On the other hand, Mehmet Altan’s application is not brought forward since the adjudication has already been set. The Turkish Code of Criminal Procedures (CMK), however, accepts that the accused person is under suspicion until the final judgement is issued, and the prosecution phase is described as the period of time between the admittance of the indictment and the conclusion of the final judgement. In this respect, Mehmet Altan’s situation should not be different than that of Şahin Alpay.
Case files of both of these applicants are at the prosecution phase and they are both still under suspicion of a crime and the court has not reached a final judgement, yet.
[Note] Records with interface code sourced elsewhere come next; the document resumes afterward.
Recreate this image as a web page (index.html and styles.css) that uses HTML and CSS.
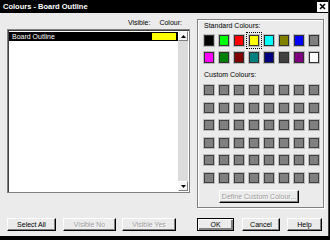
FILE: index.html
```html
<!DOCTYPE html>
<html lang="en">
<head>
  <meta charset="UTF-8">
  <title>Colours - Board Outline</title>
  <link rel="stylesheet" href="styles.css">
</head>
<body>
  <div class="window">
    <div class="titlebar">
      <span>Colours - Board Outline</span>
      <span class="close">
        <svg width="7" height="7" viewBox="0 0 7 7"><path d="M1 1L6 6M6 1L1 6" stroke="#000" stroke-width="1.6"/></svg>
      </span>
    </div>

    <div class="main">
      <div class="left">
        <div class="heads">
          <span>Visible:</span>
          <span>Colour:</span>
        </div>
        <div class="list">
          <div class="rows">
            <div class="row sel">
              <span>Board Outline</span>
              <span class="chip"></span>
            </div>
          </div>
          <div class="scroll">
            <div class="arrow"><svg width="5" height="3" viewBox="0 0 5 3"><path d="M0 3L2.5 0L5 3Z" fill="#000"/></svg></div>
            <div class="track"></div>
            <div class="arrow"><svg width="5" height="3" viewBox="0 0 5 3"><path d="M0 0L2.5 3L5 0Z" fill="#000"/></svg></div>
          </div>
        </div>
      </div>

      <div class="group">
        <div class="label">Standard Colours:</div>
        <div class="std">
          <span class="sw" style="background:#000000"></span>
          <span class="sw" style="background:#00ff00"></span>
          <span class="sw" style="background:#ff0000"></span>
          <span class="sw focus" style="background:#ffff00"></span>
          <span class="sw" style="background:#00ffff"></span>
          <span class="sw" style="background:#808000"></span>
          <span class="sw" style="background:#0000ff"></span>
          <span class="sw" style="background:#808080"></span>
          <span class="sw" style="background:#ff00ff"></span>
          <span class="sw" style="background:#008000"></span>
          <span class="sw" style="background:#800000"></span>
          <span class="sw" style="background:#008080"></span>
          <span class="sw" style="background:#000080"></span>
          <span class="sw" style="background:#404040"></span>
          <span class="sw" style="background:#800080"></span>
          <span class="sw" style="background:#ffffff"></span>
        </div>
        <div class="label custom-label">Custom Colours:</div>
        <div class="custom" id="custom"></div>
        <div class="btn define disabled">Define Custom Colour...</div>
      </div>
    </div>

    <div class="footer">
      <div class="btn w-sel">Select All</div>
      <div class="btn w-no disabled">Visible No</div>
      <div class="btn w-yes disabled">Visible Yes</div>
      <div class="btn w-ok default">OK</div>
      <div class="btn w-cancel">Cancel</div>
      <div class="btn w-help">Help</div>
    </div>
  </div>
  <script>
    const custom = document.getElementById('custom');
    for (let i = 0; i < 48; i++) {
      const cell = document.createElement('span');
      cell.className = 'sw grey';
      custom.appendChild(cell);
    }
  </script>
</body>
</html>
```

FILE: styles.css
```css
* {
  margin: 0;
  padding: 0;
  box-sizing: border-box;
  font-family: "Liberation Sans", Arial, sans-serif;
}

body {
  background: #000;
  width: 330px;
  height: 240px;
  overflow: hidden;
}

.window {
  width: 329px;
  height: 236px;
  background: #ebebeb;
  border-right: 1px solid #404040;
  display: flex;
  flex-direction: column;
}

.titlebar {
  height: 13px;
  background: #000;
  color: #fff;
  font-size: 7.5px;
  font-weight: bold;
  display: flex;
  align-items: center;
  justify-content: space-between;
  padding-left: 3px;
}

.close {
  width: 11px;
  height: 10px;
  background: #fff;
  display: flex;
  align-items: center;
  justify-content: center;
}

.main {
  display: flex;
  gap: 7px;
  padding-left: 7px;
}

.left {
  width: 183px;
}

.heads {
  height: 16px;
  display: flex;
  align-items: center;
  justify-content: flex-end;
  gap: 9px;
  padding: 2px 8px 0 0;
  font-size: 7px;
  color: #000;
}

.list {
  height: 164px;
  background: #fff;
  border: 1px solid #808080;
  box-shadow: inset 1px 1px 0 #404040;
  display: flex;
  padding: 1px 1px 1px 1px;
}

.rows {
  flex: 1;
  padding-top: 1px;
}

.row {
  height: 9px;
  font-size: 7px;
  display: flex;
  align-items: center;
  justify-content: space-between;
  padding: 0 2px 0 3px;
}

.row.sel {
  background: #000;
  color: #fff;
}

.chip {
  width: 24px;
  height: 7px;
  background: #ffff00;
}

.scroll {
  width: 10px;
  display: flex;
  flex-direction: column;
  background: #dcdcdc;
}

.arrow {
  height: 10px;
  background: #f4f4f4;
  border: 1px solid;
  border-color: #fff #808080 #808080 #fff;
  display: flex;
  align-items: center;
  justify-content: center;
}

.track {
  flex: 1;
}

.group {
  width: 127px;
  height: 189px;
  margin-top: 6px;
  border: 1px solid #808080;
  box-shadow: 1px 1px 0 #fff, inset 1px 1px 0 #fff;
  padding: 1px 0 0 6px;
}

.label {
  height: 10px;
  line-height: 10px;
  font-size: 7px;
  color: #000;
}

.std {
  display: grid;
  grid-template-columns: repeat(8, 10px);
  grid-auto-rows: 11px;
  column-gap: 5px;
  row-gap: 6px;
  margin-top: 4px;
}

.custom-label {
  margin-top: 7px;
}

.custom {
  display: grid;
  grid-template-columns: repeat(8, 10px);
  grid-auto-rows: 10px;
  column-gap: 5px;
  row-gap: 7.5px;
  margin-top: 5px;
}

.sw {
  border: 1px solid #303030;
  box-shadow: 0 0 0 1px #bcbcbc;
}

.sw.grey {
  background: #808080;
  border-color: #404040;
}

.sw.focus {
  outline: 1px dotted #000;
  outline-offset: 2px;
}

.btn {
  height: 13px;
  background: #ebebeb;
  border: 1px solid;
  border-color: #fff #000 #000 #fff;
  box-shadow: inset -1px -1px 0 #808080;
  font-size: 7px;
  color: #000;
  display: flex;
  align-items: center;
  justify-content: center;
}

.btn.disabled {
  color: #9a9a9a;
  text-shadow: 1px 1px 0 #fff;
}

.btn.default {
  border: 1px solid #000;
  box-shadow: inset 1px 1px 0 #fff, inset -2px -2px 0 #808080;
}

.define {
  width: 80px;
  margin: 7.5px 0 0 15px;
}

.footer {
  display: flex;
  margin-top: 10px;
  padding-left: 7px;
}

.w-sel { width: 49px; }
.w-no { width: 53px; margin-left: 7px; }
.w-yes { width: 54px; margin-left: 6px; }
.w-ok { width: 37px; margin-left: 21px; }
.w-cancel { width: 38px; margin-left: 8px; }
.w-help { width: 35px; margin-left: 7px; }
```
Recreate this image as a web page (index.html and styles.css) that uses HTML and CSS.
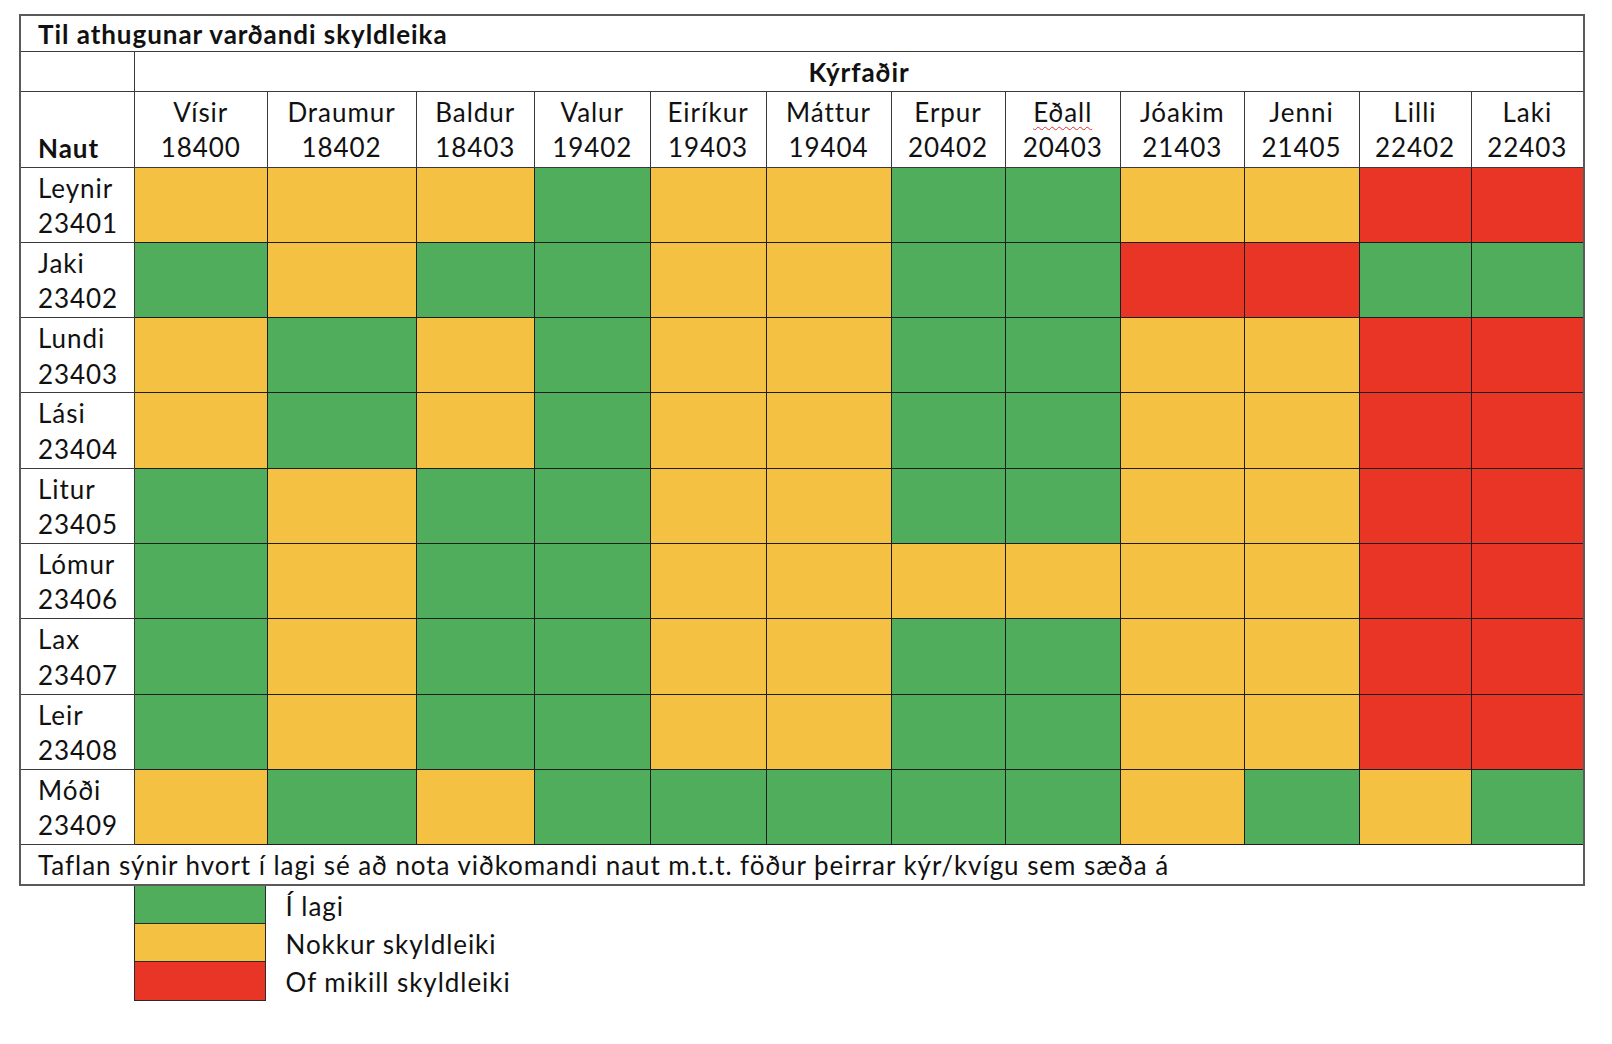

Despite this fact, the AYM, instead of considering this regulation in favour of the applicants and ruling the case accordingly, made a very narrow interpretation and did not take the second detention of the applicant after the first ruling into account.
As Mehmet Altan’s file has not been considered at all, while Şahin Alpay has been released from prison, but is now kept under house arrest, now everybody wonder what kind of explanation the ECHR will announce on 20 March about this case.
On the other hand, we can explain the silence of the ruling power to the second Ş. Alpay decision by deducing that this decision is issued under the influence and request of the government. Quite clearly, this decision is not issued because of their respect to the law. By issuing such exemplary decrees, the ruling power thought to prevent the AYM from falling into the position of being “ineffective”, and by this way, they will also be able to keep the applications of the citizens they persecute, for another 5-10 years before the local courts and the AYM.
What is more, it is very unlikely that the ECHR will deem the AYM “ineffective”, because, possibly, thousands of cases will end up in front of it. We must not forget Turkey’s generous contributions to the budget of the European Council, either. Consequently, although for now, we cannot foresee a significant positive change will happen in the approach to fundamental values and justice, under the cooperation of the AYM, ECHR, the European Council, and the Turkish Government, for the unlawfulness of these investigations and trials being discussed in the international arena is a sign of a bright future.
These decisions of the AYM and the ECHR will affect the situation of all the victims of the latest treatments and prosecutions, because we know that these investigations are conducted without any evidence at all, and based only on emotions, beliefs and thoughts.
As a result, all of the victims must unrelentingly apply to both national and international judicial authorities. This will help the justice to arrive much sooner.